Property	OpenSpliceAI (fixed)	Meta-layer (stochastic)
Dataset creation	Pre-extract all windows once	None — sample on-the-fly
Epoch meaning	Full pass over all data	Arbitrary sample count
Same window seen twice?	Yes, once per epoch	Essentially never
Window position variety	Fixed grid (every SL positions)	Continuous (any start position)
Data augmentation	Implicit (window overlap)	Implicit (random position + jitter)
Class imbalance	Focal loss only	Splice-biased sampling + focal loss
Storage cost	~50 GB (pre-extracted HDF5)	~10 GB (gene-level NPZ/shards)
Reproducibility	Deterministic per seed	Deterministic per seed (RNG state)

When to use which¶

Fixed dataset is appropriate when: - The data space is small enough to enumerate - You need exact reproducibility across runs - You want to guarantee every example is seen - The model is large and training is expensive (want predictable convergence)

Stochastic sampling is appropriate when: - The data space is too large to enumerate - You want implicit data augmentation (random crops, jitter) - Class imbalance benefits from biased sampling - The model is small and epochs are cheap (can afford some variance)

5. A Subtlety: Stochastic Sampling as Data Augmentation¶

Stochastic window sampling is implicitly a form of data augmentation. Every splice site is seen in a different position within the window, with different flanking context, on every encounter. This is analogous to random cropping in image training.

Consider a donor site at genomic position 10,000:

Epoch 1, sample 47:    window [7200 : 12201]  → donor at offset 2800
Epoch 1, sample 892:   window [8500 : 13501]  → donor at offset 1500
Epoch 2, sample 156:   window [9100 : 14101]  → donor at offset 900

The model never memorizes "donor at offset 2500" — it must learn position-invariant features that recognize donors regardless of where they appear in the window.

OpenSpliceAI achieves a similar (weaker) effect through overlapping windows at a fixed grid. A donor at position 10,000 appears in windows starting at 5001, 10001, and 15001 — three views with different offsets, but always the same three views.

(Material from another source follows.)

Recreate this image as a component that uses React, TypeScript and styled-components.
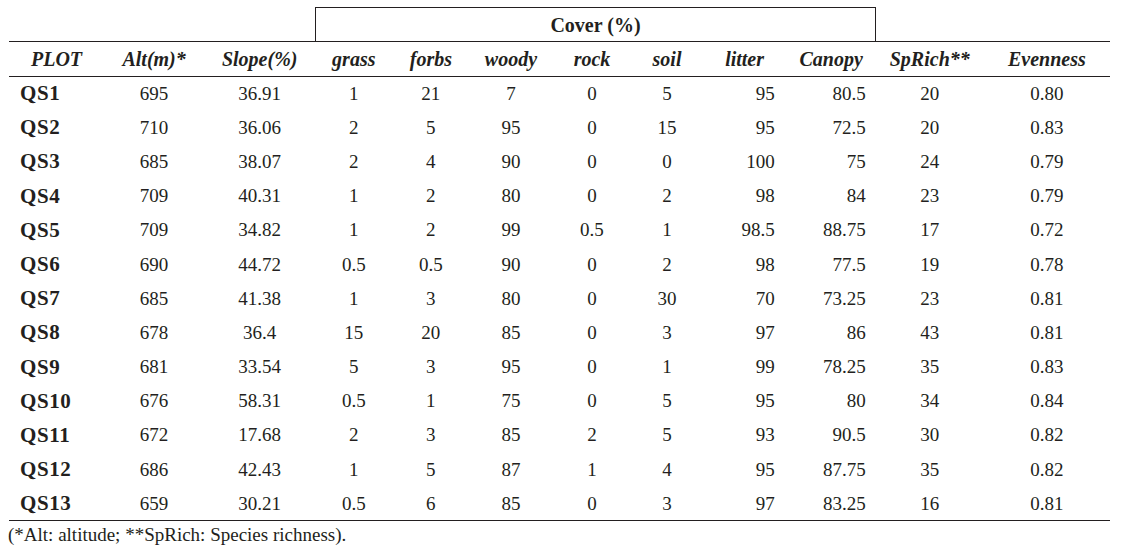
import React from "react";
import styled, { createGlobalStyle } from "styled-components";

const GlobalStyle = createGlobalStyle`
    html, body {
        margin: 0;
        padding: 0;
        background: #ffffff;
    }
    body {
        font-family: "Liberation Serif", "Times New Roman", serif;
        color: #231f20;
    }
`;

type Row = {
    plot: string;
    alt: string;
    slope: string;
    grass: string;
    forbs: string;
    woody: string;
    rock: string;
    soil: string;
    litter: string;
    canopy: string;
    spRich: string;
    evenness: string;
};

const rows: Row[] = [
    { plot: "QS1", alt: "695", slope: "36.91", grass: "1", forbs: "21", woody: "7", rock: "0", soil: "5", litter: "95", canopy: "80.5", spRich: "20", evenness: "0.80" },
    { plot: "QS2", alt: "710", slope: "36.06", grass: "2", forbs: "5", woody: "95", rock: "0", soil: "15", litter: "95", canopy: "72.5", spRich: "20", evenness: "0.83" },
    { plot: "QS3", alt: "685", slope: "38.07", grass: "2", forbs: "4", woody: "90", rock: "0", soil: "0", litter: "100", canopy: "75", spRich: "24", evenness: "0.79" },
    { plot: "QS4", alt: "709", slope: "40.31", grass: "1", forbs: "2", woody: "80", rock: "0", soil: "2", litter: "98", canopy: "84", spRich: "23", evenness: "0.79" },
    { plot: "QS5", alt: "709", slope: "34.82", grass: "1", forbs: "2", woody: "99", rock: "0.5", soil: "1", litter: "98.5", canopy: "88.75", spRich: "17", evenness: "0.72" },
    { plot: "QS6", alt: "690", slope: "44.72", grass: "0.5", forbs: "0.5", woody: "90", rock: "0", soil: "2", litter: "98", canopy: "77.5", spRich: "19", evenness: "0.78" },
    { plot: "QS7", alt: "685", slope: "41.38", grass: "1", forbs: "3", woody: "80", rock: "0", soil: "30", litter: "70", canopy: "73.25", spRich: "23", evenness: "0.81" },
    { plot: "QS8", alt: "678", slope: "36.4", grass: "15", forbs: "20", woody: "85", rock: "0", soil: "3", litter: "97", canopy: "86", spRich: "43", evenness: "0.81" },
    { plot: "QS9", alt: "681", slope: "33.54", grass: "5", forbs: "3", woody: "95", rock: "0", soil: "1", litter: "99", canopy: "78.25", spRich: "35", evenness: "0.83" },
    { plot: "QS10", alt: "676", slope: "58.31", grass: "0.5", forbs: "1", woody: "75", rock: "0", soil: "5", litter: "95", canopy: "80", spRich: "34", evenness: "0.84" },
    { plot: "QS11", alt: "672", slope: "17.68", grass: "2", forbs: "3", woody: "85", rock: "2", soil: "5", litter: "93", canopy: "90.5", spRich: "30", evenness: "0.82" },
    { plot: "QS12", alt: "686", slope: "42.43", grass: "1", forbs: "5", woody: "87", rock: "1", soil: "4", litter: "95", canopy: "87.75", spRich: "35", evenness: "0.82" },
    { plot: "QS13", alt: "659", slope: "30.21", grass: "0.5", forbs: "6", woody: "85", rock: "0", soil: "3", litter: "97", canopy: "83.25", spRich: "16", evenness: "0.81" },
];

type Col = { key: keyof Row; label: string; width: number; align: "left" | "center" | "right"; padRight?: number };

const columns: Col[] = [
    { key: "plot", label: "PLOT", width: 95, align: "left" },
    { key: "alt", label: "Alt(m)*", width: 100, align: "center" },
    { key: "slope", label: "Slope(%)", width: 111, align: "center" },
    { key: "grass", label: "grass", width: 77, align: "center" },
    { key: "forbs", label: "forbs", width: 77, align: "center" },
    { key: "woody", label: "woody", width: 83, align: "center" },
    { key: "rock", label: "rock", width: 79, align: "center" },
    { key: "soil", label: "soil", width: 71, align: "center" },
    { key: "litter", label: "litter", width: 84, align: "right", padRight: 12 },
    { key: "canopy", label: "Canopy", width: 89, align: "right", padRight: 10 },
    { key: "spRich", label: "SpRich**", width: 108, align: "center" },
    { key: "evenness", label: "Evenness", width: 126, align: "center" },
];

const serif = `"Liberation Serif", "Times New Roman", serif`;
const ink = "#231f20";

/* ------------------------------ Styled UI ------------------------------- */
const Page = styled.div`
    width: 1122px;
    height: 550px;
    padding: 7px 0 0 9px;
    box-sizing: border-box;
    overflow: hidden;
    font-family: ${serif};
    color: ${ink};
`;

const DataTable = styled.table`
    width: 1101px;
    border-collapse: collapse;
    table-layout: fixed;
    font-family: ${serif};
    font-size: 19px;
    color: ${ink};
`;

const GroupRow = styled.tr`
    height: 34px;
`;

const GroupCell = styled.th<{ $boxed?: boolean }>`
    padding: 2px 0 0;
    font-family: ${serif};
    font-weight: 700;
    font-size: 20px;
    text-align: center;
    vertical-align: middle;
    border-top: ${({ $boxed }) => ($boxed ? `1px solid ${ink}` : "none")};
    border-left: ${({ $boxed }) => ($boxed ? `1px solid ${ink}` : "none")};
    border-right: ${({ $boxed }) => ($boxed ? `1px solid ${ink}` : "none")};
    border-bottom: 1px solid ${ink};
`;

const HeadRow = styled.tr`
    height: 35px;
    border-bottom: 1px solid ${ink};
`;

const HeadCell = styled.th`
    padding: 0;
    font-family: ${serif};
    font-style: italic;
    font-weight: 700;
    font-size: 20px;
    text-align: center;
    vertical-align: middle;
    white-space: nowrap;
`;

const BodyRow = styled.tr<{ $last?: boolean }>`
    height: 34.2px;
    border-bottom: ${({ $last }) => ($last ? `1px solid ${ink}` : "none")};
`;

const BodyCell = styled.td<{ $align: string; $padRight?: number }>`
    padding: 0 ${({ $padRight }) => $padRight ?? 0}px 0 0;
    font-family: ${serif};
    font-size: 19px;
    text-align: ${({ $align }) => $align};
    vertical-align: middle;
    white-space: nowrap;
`;

const PlotCell = styled.td`
    padding: 0 0 0 11px;
    font-family: ${serif};
    font-size: 21px;
    font-weight: 700;
    letter-spacing: 0.6px;
    text-align: left;
    vertical-align: middle;
    white-space: nowrap;
`;

const Footnote = styled.div`
    font-family: ${serif};
    font-size: 19px;
    color: ${ink};
    margin-top: 3px;
    margin-left: -1px;
`;

export default function App() {
    return (
        <>
            <GlobalStyle />
            <Page>
                <DataTable>
                    <colgroup>
                        {columns.map(c => (
                            <col key={c.key} style={{ width: c.width }} />
                        ))}
                    </colgroup>
                    <thead>
                        <GroupRow>
                            <GroupCell colSpan={3} />
                            <GroupCell colSpan={7} $boxed>Cover (%)</GroupCell>
                            <GroupCell colSpan={2} />
                        </GroupRow>
                        <HeadRow>
                            {columns.map(c => (
                                <HeadCell key={c.key}>{c.label}</HeadCell>
                            ))}
                        </HeadRow>
                    </thead>
                    <tbody>
                        {rows.map((r, i) => (
                            <BodyRow key={r.plot} $last={i === rows.length - 1}>
                                <PlotCell>{r.plot}</PlotCell>
                                {columns.slice(1).map(c => (
                                    <BodyCell key={c.key} $align={c.align} $padRight={c.padRight}>
                                        {r[c.key]}
                                    </BodyCell>
                                ))}
                            </BodyRow>
                        ))}
                    </tbody>
                </DataTable>
                <Footnote>(*Alt: altitude; **SpRich: Species richness).</Footnote>
            </Page>
        </>
    );
}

6. Practical Implications¶

For training scripts¶

If you're using SequenceLevelDataset, be aware that:

shuffle=True in the DataLoader is a no-op (the dataset ignores indices)
Increasing samples_per_epoch is not the same as training for more epochs on a fixed dataset — it changes how often you validate, not how much unique data the model sees
The training/validation split is at the gene level, not the window level. A gene's windows never appear in both train and validation.

For evaluation¶

Evaluation must be deterministic. The infer_full_gene() function uses a fixed sliding window with 50% overlap — no randomness. Every position in the gene is scored exactly once (or twice in overlap regions, where predictions are averaged).

For reproducibility¶

Despite the stochastic sampling, training is fully reproducible given the same seed. The dataset uses np.random.RandomState(seed) which produces the same sequence of random choices for the same seed. The key is to also fix torch.manual_seed(seed) and torch.cuda.manual_seed_all(seed) for model weight initialization and dropout.